TASK DETAILS: Leave out the pictures, and write out exactly the lines from the beginning of the material to the line holding "const COLS = '255px", that line included, and nothing else.

-- START OF DATASET EXCERPT --

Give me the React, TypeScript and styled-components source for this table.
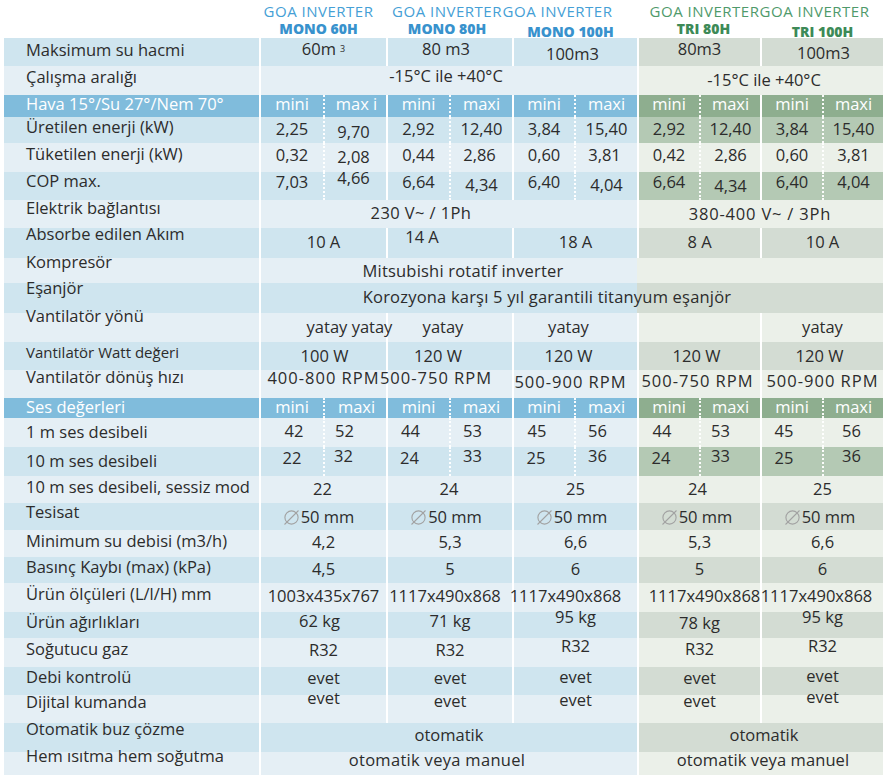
import React from 'react';
import styled, { createGlobalStyle } from 'styled-components';

type Tone = 'b' | 'g';
type Shade = 'dark' | 'light' | 'head';
type Edge = 'solid' | 'dotted' | 'none';

const COLS = '255px 64px 63px 63px 63px 62px 63px 62px 61px 62px 61px';

const PALETTE: Record<Tone, Record<Shade | 'hi', string>> = {
  b: { dark: '#cfe5ef', light: '#e5eff5', head: '#80bcdc', hi: '#cfe5ef' },
  g: { dark: '#d3dcd3', light: '#ebf0e9', head: '#8eae8f', hi: '#b4c9b4' },
};

const GlobalStyle = createGlobalStyle`
  html, body { margin: 0; padding: 0; background: #ffffff; }
  body {
    font-family: "Open Sans", "Liberation Sans", sans-serif;
    color: #2c2c2c;
  }
`;

const Page = styled.div`
  width: 879px;
  padding-left: 4px;
`;

const Heads = styled.div`
  display: grid;
  grid-template-columns: ${COLS};
  height: 38px;
`;

const ModelHead = styled.div<{ $tone: Tone }>`
  grid-column: span 2;
  display: flex;
  flex-direction: column;
  align-items: center;
  padding-top: 3px;
  white-space: nowrap;
  color: ${(p) => (p.$tone === 'b' ? '#45a0d6' : '#4f9a6b')};
`;

const Series = styled.span<{ $dx: number }>`
  font-size: 15px;
  line-height: 17px;
  letter-spacing: 0.5px;
  transform: translateX(${(p) => p.$dx}px);
`;

const Model = styled.span<{ $tone: Tone; $dx: number; $dy: number }>`
  font-size: 14px;
  font-weight: 800;
  line-height: 17px;
  color: ${(p) => (p.$tone === 'b' ? '#3892cd' : '#3d8a57')};
  transform: translate(${(p) => p.$dx}px, ${(p) => p.$dy}px);
`;

const Table = styled.div`
  display: flex;
  flex-direction: column;
`;

const Row = styled.div<{ $h: number }>`
  display: grid;
  grid-template-columns: ${COLS};
  height: ${(p) => p.$h}px;
`;

const Label = styled.div<{ $shade: Shade; $size: number }>`
  background: ${(p) => PALETTE.b[p.$shade]};
  color: ${(p) => (p.$shade === 'head' ? '#ffffff' : '#2c2c2c')};
  font-size: ${(p) => p.$size}px;
  display: flex;
  align-items: center;
  padding-left: 22px;
  white-space: nowrap;
`;

const Cell = styled.div<{ $span: number; $bg: string; $edge: Edge; $head: boolean; $ls: number }>`
  grid-column: span ${(p) => p.$span};
  background: ${(p) => p.$bg};
  border-left: ${(p) =>
    p.$edge === 'solid'
      ? '2px solid #ffffff'
      : p.$edge === 'dotted'
      ? '2px dotted rgba(255,255,255,0.95)'
      : 'none'};
  color: ${(p) => (p.$head ? '#ffffff' : '#2c2c2c')};
  font-size: 16.5px;
  letter-spacing: ${(p) => p.$ls}px;
  display: flex;
  align-items: center;
  justify-content: center;
  white-space: nowrap;
  min-width: 0;
`;

const Text = styled.span<{ $dx: number; $dy: number }>`
  display: inline-flex;
  align-items: center;
  line-height: 1;
  transform: translate(${(p) => p.$dx}px, ${(p) => p.$dy}px);
`;

const Sup = styled.sup`
  font-size: 9px;
  margin-left: 4px;
  vertical-align: 6px;
  line-height: 0;
`;

const DiamIcon = styled.svg`
  width: 17px;
  height: 17px;
  margin-right: 1px;
  flex: none;
`;

const Diam = () => (
  <DiamIcon viewBox="0 0 17 17">
    <circle cx="8.5" cy="8.5" r="6.6" fill="none" stroke="#a2a2a2" strokeWidth="1.1" />
    <line x1="1.5" y1="15.5" x2="15.5" y2="1.5" stroke="#a2a2a2" strokeWidth="1.1" />
  </DiamIcon>
);

type CellSpec = {
  tone: Tone;
  t: React.ReactNode;
  s: number;
  edge: Edge;
  dx: number;
  dy: number;
  hi?: boolean;
  bg?: string;
  ls?: number;
};

type RowSpec = {
  label: React.ReactNode;
  h: number;
  shade: Shade;
  ldy: number;
  lsize?: number;
  cells: CellSpec[];
};

const one = (tone: Tone, t: React.ReactNode, dx = 0, dy = 0, ls = 0): CellSpec => ({
  tone,
  t,
  s: 2,
  edge: 'solid',
  dx,
  dy,
  ls,
});

const span = (
  tone: Tone,
  s: number,
  t: React.ReactNode,
  dx = 0,
  dy = 0,
  ls = 0,
  edge: Edge = 'solid'
): CellSpec => ({
  tone,
  t,
  s,
  edge,
  dx,
  dy,
  ls,
});

type V = [React.ReactNode, number, number];

const pair = (tone: Tone, a: V, b: V, hi = false): CellSpec[] => [
  { tone, t: a[0], s: 1, edge: 'solid', dx: a[1], dy: a[2], hi },
  { tone, t: b[0], s: 1, edge: 'dotted', dx: b[1], dy: b[2], hi },
];

const headPairs = (first: string, dy: number): CellSpec[] => [
  ...pair('b', ['mini', 0, dy], [first, 1, dy]),
  ...pair('b', ['mini', 0, dy], ['maxi', 0, dy]),
  ...pair('b', ['mini', 0, dy], ['maxi', 0, dy]),
  ...pair('g', ['mini', 0, dy], ['maxi', 0, dy]),
  ...pair('g', ['mini', 0, dy], ['maxi', 0, dy]),
];

const diam = (
  <>
    <Diam />
    50 mm
  </>
);

const ROWS: RowSpec[] = [
  {
    label: 'Maksimum su hacmi',
    h: 28,
    shade: 'dark',
    ldy: -2,
    cells: [
      one('b', <>60m<Sup>3</Sup></>, 0, -3),
      one('b', '80 m3', -4, -3),
      one('b', '100m3', -3, 2),
      one('g', '80m3', 0, -3),
      one('g', '100m3', 1, 1),
    ],
  },
  {
    label: 'Çalışma aralığı',
    h: 29,
    shade: 'light',
    ldy: -3,
    cells: [span('b', 6, '-15°C ile +40°C', -3, -4), span('g', 4, '-15°C ile +40°C', 3, 0)],
  },
  { label: 'Hava 15°/Su 27°/Nem 70°', h: 22, shade: 'head', ldy: -2, cells: headPairs('max i', -2) },
  {
    label: 'Üretilen enerji (kW)',
    h: 26,
    shade: 'dark',
    ldy: -3,
    cells: [
      ...pair('b', ['2,25', 0, -1], ['9,70', -2, 2]),
      ...pair('b', ['2,92', 0, -1], ['12,40', 0, -1]),
      ...pair('b', ['3,84', 0, -1], ['15,40', 0, -1]),
      ...pair('g', ['2,92', 0, -1], ['12,40', 0, -1], true),
      ...pair('g', ['3,84', 0, -1], ['15,40', 0, -1], true),
    ],
  },
  {
    label: 'Tüketilen enerji (kW)',
    h: 29,
    shade: 'light',
    ldy: -3,
    cells: [
      ...pair('b', ['0,32', 0, -2], ['2,08', -2, 0]),
      ...pair('b', ['0,44', 0, -2], ['2,86', -2, -2]),
      ...pair('b', ['0,60', 0, -2], ['3,81', -2, -2]),
      ...pair('g', ['0,42', 0, -2], ['2,86', 0, -2]),
      ...pair('g', ['0,60', 0, -2], ['3,81', 0, -2]),
    ],
  },
  {
    label: 'COP max.',
    h: 28,
    shade: 'dark',
    ldy: -5,
    cells: [
      ...pair('b', ['7,03', 0, -4], ['4,66', -2, -8]),
      ...pair('b', ['6,64', 0, -4], ['4,34', 0, -1]),
      ...pair('b', ['6,40', 0, -4], ['4,04', 0, -1]),
      ...pair('g', ['6,64', 0, -4], ['4,34', 0, 0], true),
      ...pair('g', ['6,40', 0, -4], ['4,04', 0, -4], true),
    ],
  },
  {
    label: 'Elektrik bağlantısı',
    h: 28,
    shade: 'light',
    ldy: -6,
    cells: [span('b', 6, '230 V~ / 1Ph', -28, -1, 0.4), span('g', 4, '380-400 V~ / 3Ph', -1, 0, 0.8)],
  },
  {
    label: 'Absorbe edilen Akım',
    h: 30,
    shade: 'dark',
    ldy: -9,
    cells: [
      one('b', '10 A', 0, -1),
      one('b', '14 A', -28, -6),
      one('b', '18 A', 0, -1),
      one('g', '8 A', 0, -1),
      one('g', '10 A', 0, -1),
    ],
  },
  {
    label: 'Kompresör',
    h: 25,
    shade: 'light',
    ldy: -8,
    cells: [span('b', 6, 'Mitsubishi rotatif inverter', 14, 1, 0.2), span('g', 4, '', 0, 0, 0, 'none')],
  },
  {
    label: 'Eşanjör',
    h: 30,
    shade: 'dark',
    ldy: -10,
    cells: [
      {
        tone: 'b',
        t: 'Korozyona karşı 5 yıl garantili titanyum eşanjör',
        s: 10,
        edge: 'solid',
        dx: -25,
        dy: -1,
        ls: 0.2,
        bg: `linear-gradient(90deg, ${PALETTE.b.dark} 376px, ${PALETTE.g.dark} 376px)`,
      },
    ],
  },
  {
    label: 'Vantilatör yönü',
    h: 29,
    shade: 'light',
    ldy: -11,
    cells: [
      one('b', 'yatay  yatay', 26, 0),
      one('b', 'yatay', -7, 0),
      one('b', 'yatay', -7, 0),
      one('g', '', 0, 0),
      one('g', 'yatay', 0, 0),
    ],
  },
  {
    label: 'Vantilatör Watt değeri',
    h: 28,
    shade: 'dark',
    ldy: -4,
    lsize: 15,
    cells: [
      one('b', '100 W', 1, 0),
      one('b', '120 W', -12, 0),
      one('b', '120 W', -7, 0),
      one('g', '120 W', -3, 0),
      one('g', '120 W', -3, 0),
    ],
  },
  {
    label: 'Vantilatör dönüş hızı',
    h: 28,
    shade: 'light',
    ldy: -7,
    cells: [
      one('b', '400-800 RPM', 0, -6, 1),
      one('b', '500-750 RPM', -14, -6, 1),
      one('b', '500-900 RPM', -5, -2, 1),
      one('g', '500-750 RPM', -2, -3, 1),
      one('g', '500-900 RPM', 0, -3, 1),
    ],
  },
  { label: 'Ses değerleri', h: 20, shade: 'head', ldy: -1, cells: headPairs('maxi', -1) },
  {
    label: '1 m ses desibeli',
    h: 29,
    shade: 'light',
    ldy: 0,
    cells: [
      ...pair('b', ['42', 2, -1], ['52', -11, -1]),
      ...pair('b', ['44', -8, -1], ['53', -9, -1]),
      ...pair('b', ['45', -7, -1], ['56', -9, -1]),
      ...pair('g', ['44', -7, -1], ['53', -10, -1]),
      ...pair('g', ['45', -8, -1], ['56', -2, -1]),
    ],
  },
  {
    label: '10 m ses desibeli',
    h: 29,
    shade: 'dark',
    ldy: 0,
    cells: [
      ...pair('b', ['22', 0, -3], ['32', -12, -5]),
      ...pair('b', ['24', -9, -3], ['33', -9, -5]),
      ...pair('b', ['25', -8, -3], ['36', -9, -5]),
      ...pair('g', ['24', -8, -3], ['33', -10, -5], true),
      ...pair('g', ['25', -8, -3], ['36', -2, -5], true),
    ],
  },
  {
    label: '10 m ses desibeli, sessiz mod',
    h: 27,
    shade: 'light',
    ldy: -2,
    cells: [
      one('b', '22', -1, 0),
      one('b', '24', -1, 0),
      one('b', '25', 0, 0),
      one('g', '24', -2, 0),
      one('g', '25', 0, 0),
    ],
  },
  {
    label: 'Tesisat',
    h: 27,
    shade: 'dark',
    ldy: -4,
    cells: [
      one('b', diam, -5, 1),
      one('b', diam, -4, 1),
      one('b', diam, -4, 1),
      one('g', diam, -3, 1),
      one('g', diam, -3, 1),
    ],
  },
  {
    label: 'Minimum su debisi (m3/h)',
    h: 27,
    shade: 'light',
    ldy: -2,
    cells: [
      one('b', '4,2', 0, -1),
      one('b', '5,3', 0, -1),
      one('b', '6,6', 0, -1),
      one('g', '5,3', 0, -1),
      one('g', '6,6', 0, -1),
    ],
  },
  {
    label: 'Basınç Kaybı (max) (kPa)',
    h: 26,
    shade: 'dark',
    ldy: -3,
    cells: [
      one('b', '4,5', 0, -1),
      one('b', '5', 0, -1),
      one('b', '6', 0, -1),
      one('g', '5', 0, -1),
      one('g', '6', 0, -1),
    ],
  },
  {
    label: 'Ürün ölçüleri (L/l/H) mm',
    h: 29,
    shade: 'light',
    ldy: -3,
    cells: [
      one('b', '1003x435x767', 0, -1),
      one('b', '1117x490x868', -5, -1),
      one('b', '1117x490x868', -10, -1),
      one('g', '1117x490x868', 5, -1),
      one('g', '1117x490x868', -6, -1),
    ],
  },
  {
    label: 'Ürün ağırlıkları',
    h: 26,
    shade: 'dark',
    ldy: -3,
    cells: [
      one('b', '62 kg', -4, -4),
      one('b', '71 kg', 0, -4),
      one('b', '95 kg', 0, -8),
      one('g', '78 kg', 0, -2),
      one('g', '95 kg', 0, -8),
    ],
  },
  {
    label: 'Soğutucu gaz',
    h: 29,
    shade: 'light',
    ldy: -3,
    cells: [
      one('b', 'R32', 0, -2),
      one('b', 'R32', 0, -2),
      one('b', 'R32', 0, -6),
      one('g', 'R32', 0, -3),
      one('g', 'R32', 0, -6),
    ],
  },
  {
    label: 'Debi kontrolü',
    h: 28,
    shade: 'dark',
    ldy: -4,
    cells: [
      one('b', 'evet', 0, -3),
      one('b', 'evet', 0, -3),
      one('b', 'evet', 0, -4),
      one('g', 'evet', 0, -3),
      one('g', 'evet', 0, -5),
    ],
  },
  {
    label: 'Dijital kumanda',
    h: 28,
    shade: 'light',
    ldy: -7,
    cells: [
      one('b', 'evet', 0, -11),
      one('b', 'evet', 0, -8),
      one('b', 'evet', 0, -9),
      one('g', 'evet', 0, -8),
      one('g', 'evet', 0, -12),
    ],
  },
  {
    label: 'Otomatik buz çözme',
    h: 29,
    shade: 'dark',
    ldy: -8,
    cells: [span('b', 6, 'otomatik', 0, -2), span('g', 4, 'otomatik', 3, -2)],
  },
  {
    label: 'Hem ısıtma hem soğutma',
    h: 23,
    shade: 'light',
    ldy: -7,
    cells: [
      span('b', 6, 'otomatik veya manuel', -12, -3, 0.3),
      span('g', 4, 'otomatik veya manuel', 2, -3, 0.1),
    ],
  },
];

const HEADS: { tone: Tone; model: string; sdx: number; mdx: number; mdy: number }[] = [
  { tone: 'b', model: 'MONO 60H', sdx: -4, mdx: -4, mdy: 0 },
  { tone: 'b', model: 'MONO 80H', sdx: -2, mdx: -2, mdy: 0 },
  { tone: 'b', model: 'MONO 100H', sdx: -17, mdx: -4, mdy: 3 },
  { tone: 'g', model: 'TRI 80H', sdx: 6, mdx: 5, mdy: 0 },
  { tone: 'g', model: 'TRI 100H', sdx: -7, mdx: 1, mdy: 3 },
];

const bgOf = (c: CellSpec, shade: Shade) => c.bg ?? (c.hi ? PALETTE[c.tone].hi : PALETTE[c.tone][shade]);

export default function App() {
  return (
    <>
      <GlobalStyle />
      <Page>
        <Heads>
          <span />
          {HEADS.map((h) => (
            <ModelHead key={h.model} $tone={h.tone}>
              <Series $dx={h.sdx}>GOA INVERTER</Series>
              <Model $tone={h.tone} $dx={h.mdx} $dy={h.mdy}>
                {h.model}
              </Model>
            </ModelHead>
          ))}
        </Heads>
        <Table>
          {ROWS.map((r, i) => (
            <Row key={i} $h={r.h}>
              <Label $shade={r.shade} $size={r.lsize ?? 16.5}>
                <Text $dx={0} $dy={r.ldy}>
                  {r.label}
                </Text>
              </Label>
              {r.cells.map((c, j) => (
                <Cell
                  key={j}
                  $span={c.s}
                  $bg={bgOf(c, r.shade)}
                  $edge={c.edge}
                  $head={r.shade === 'head'}
                  $ls={c.ls ?? 0}
                >
                  <Text $dx={c.dx} $dy={c.dy}>
                    {c.t}
                  </Text>
                </Cell>
              ))}
            </Row>
          ))}
        </Table>
      </Page>
    </>
  );
}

-- END OF DATASET EXCERPT --

TASK RESULT:
Give me the React, TypeScript and styled-components source for this table.
import React from 'react';
import styled, { createGlobalStyle } from 'styled-components';

type Tone = 'b' | 'g';
type Shade = 'dark' | 'light' | 'head';
type Edge = 'solid' | 'dotted' | 'none';

const COLS = '255px 64px 63px 63px 63px 62px 63px 62px 61px 62px 61px';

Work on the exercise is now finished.